Instructions and Nutritional Information
Chipotle Chicken Soup: Serves 6
3 Roma tomatoes, roughly chopped (fresh or canned)
1 small onion, peeled and quartered
1 to 2 canned chipotle chilies, in adobo sauce
1 clove garlic, peeled
2 Tbsp (30 mL) olive oil
2 skinless, boneless chicken breasts, slivered
1 tsp (5 mL) sea salt
4 cups (1 L) chicken broth
1 small zucchini, cut into 1/4-inch 5-mm) cubes
1 cup (250 mL) frozen corn, thawed
1/4 cup(60 mL) chopped red bell pepper
1 Tbsp (30 mL) chopped fresh oregano
salt and freshly ground black pepper
1/2 cup (175 mL) tortilla chips
3 small key limes, halved
- In a blender, purée the tomatoes, onion, chipotles, garlic, and ½ cup (125 mL) of water
- Heat the olive oil in a soup pot over medium-high and add the tomato/onion purée, frying until it begins to darken in color
- Stir in the chicken and cook for 5 minutes, until the chicken turns white
- Add the salt and broth to the pot and bring to a boil
- Add the zucchini, corn, and red pepper and return the soup to a boil
Reduce the heat to low and simmer for 15 minutes
Stir in the fresh oregano and season with salt and pepper to taste
- Serve each bowl garnished with a few tortilla chips, and one piece of fresh lime for squeezing the soup
This recipe makes a spicy bowl of chunky chicken and vegetable soup—a meal in itself.
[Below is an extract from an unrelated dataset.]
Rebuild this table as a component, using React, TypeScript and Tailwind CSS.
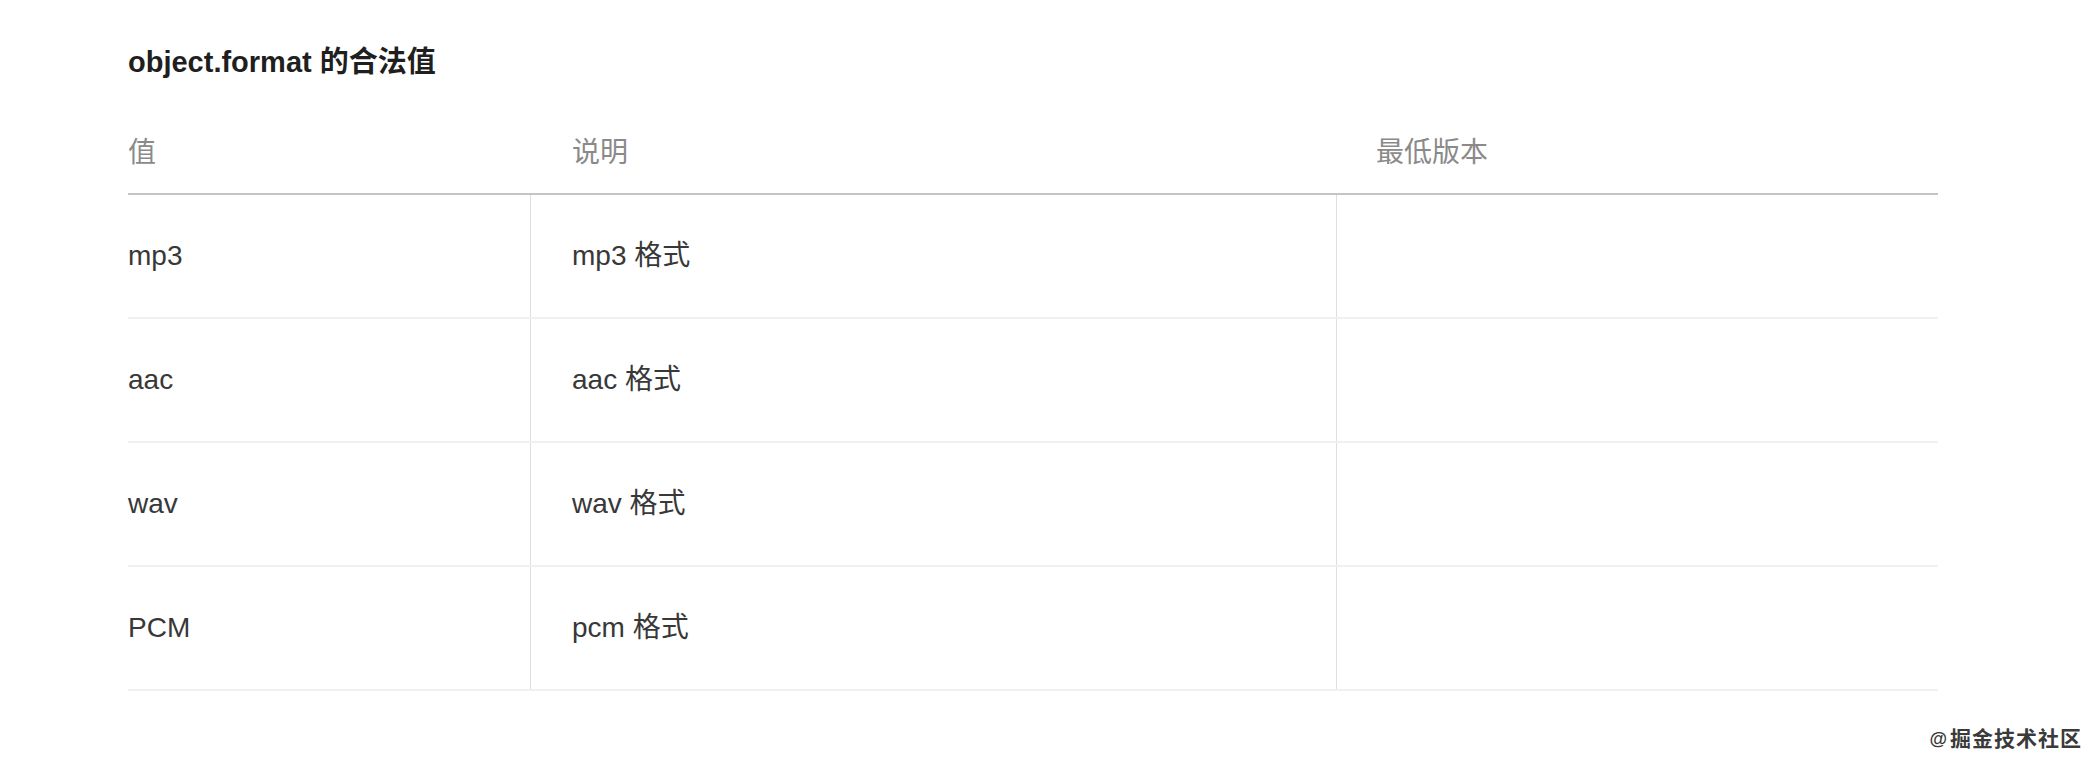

The chipotle chili adds an authentic smoky note. Look for canned chipotles in adobo sauce in any good grocery or supermarket, in the Mexican food section.
WISE GUY: If you want to make this soup a little fancier, top each serving with some crispy tortilla strips made from scratch. Cut fresh corn tortilla into thin strips, and fry in hot oil until crisp.